Outside Scotland, there is no other country with so many whisky distilleries as Germany.

picture-alliance/chromorange - German whiskey
picture-alliance/chromorange - German whiskey © picture-alliance/chromorange - German whiskey

Germany of course is the land of beer. You therefore rub your eyes in disbelief at this (sober) statistic: Germany takes in second place, following the frontrunner Scotland, in the number of whisky distilleries. There are around 29,000 fruit and grain distilleries throughout the country, of which 250 produce whisky. About 130 of these again operate in Germany expressly under the name of whisky distilleries.


Renowned along with the Scottish producers of whisky (so the Scottish spelling) are the Irish distilleries of whiskey (so the preferred spelling on the Emerald Isle). Whisky is also abundantly produced in the United States, especially bourbon. But across the pond there is a smaller total number of distilleries. Exotic producers include a few firms in India and Japan. In Germany, it is mainly small family businesses that experiment with the high-proof “water of life” and bottle it in small quantities. Robert Fleischmann from Franconia in Bavaria started his distillery the “Blaue Maus” (Blue Mouse) more than thirty years ago, and today whisky distilling has developed into a trend. The online portal reports on the successes: “A few reviews of the whisky Pope Jim Murray have made professionals prick up their ears”. For instance, the Derrina Schwarzwälder Einkorn Single Malt Whisky, produced by the small distillery of Fitzke, scored 96 of 100 points – the hitherto best result for a German product.

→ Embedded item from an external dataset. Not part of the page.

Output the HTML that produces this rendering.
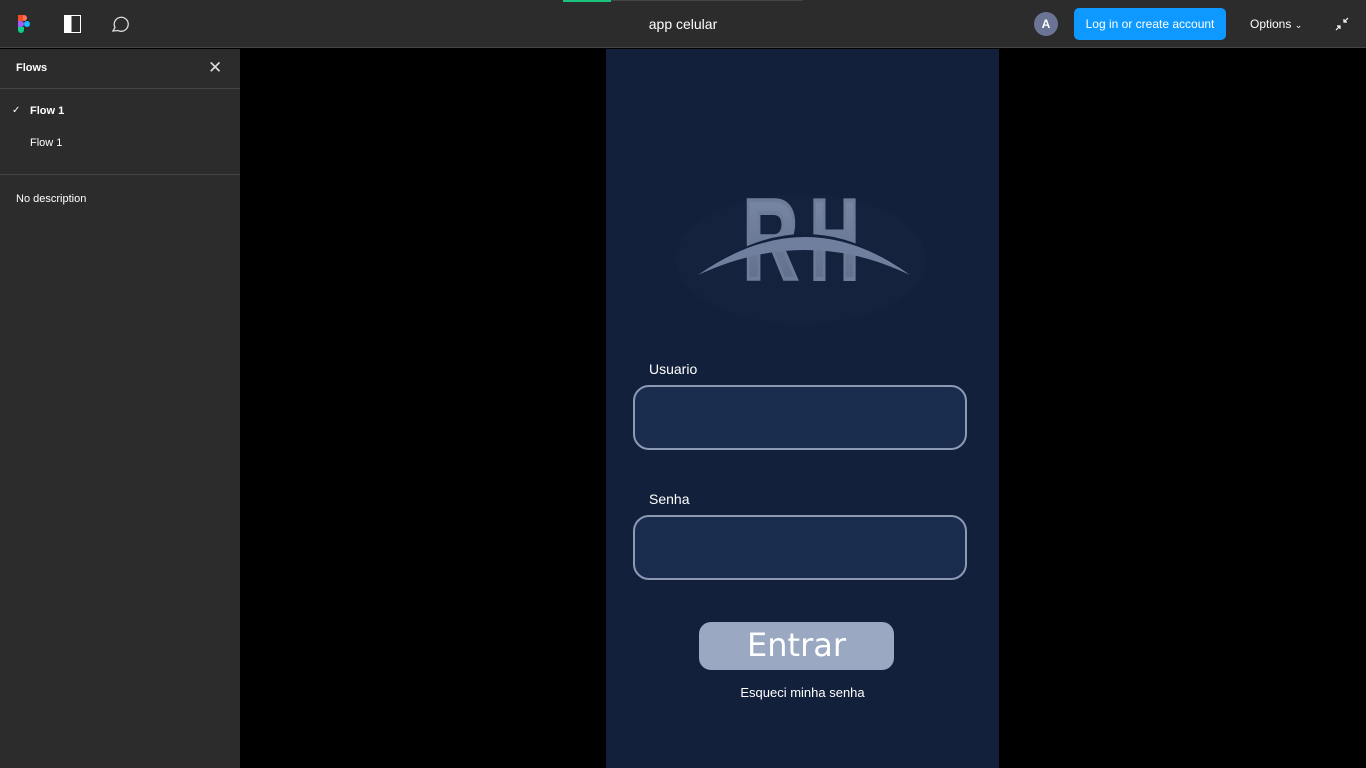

Divided opinion of whisky lovers

The responses of whisky lovers have been divided. Some consider everything that does not come from the mother countries of the beverage as a sacrilege. They refuse to drink even a wee dram of it. Others like to try out new things. Experts recommend tasting a German whisky as a distinct drink of its own and not to compare it with Scottish single malt or blend. After all, there are now collectors of German whiskies. Well then – Slàinte mhath!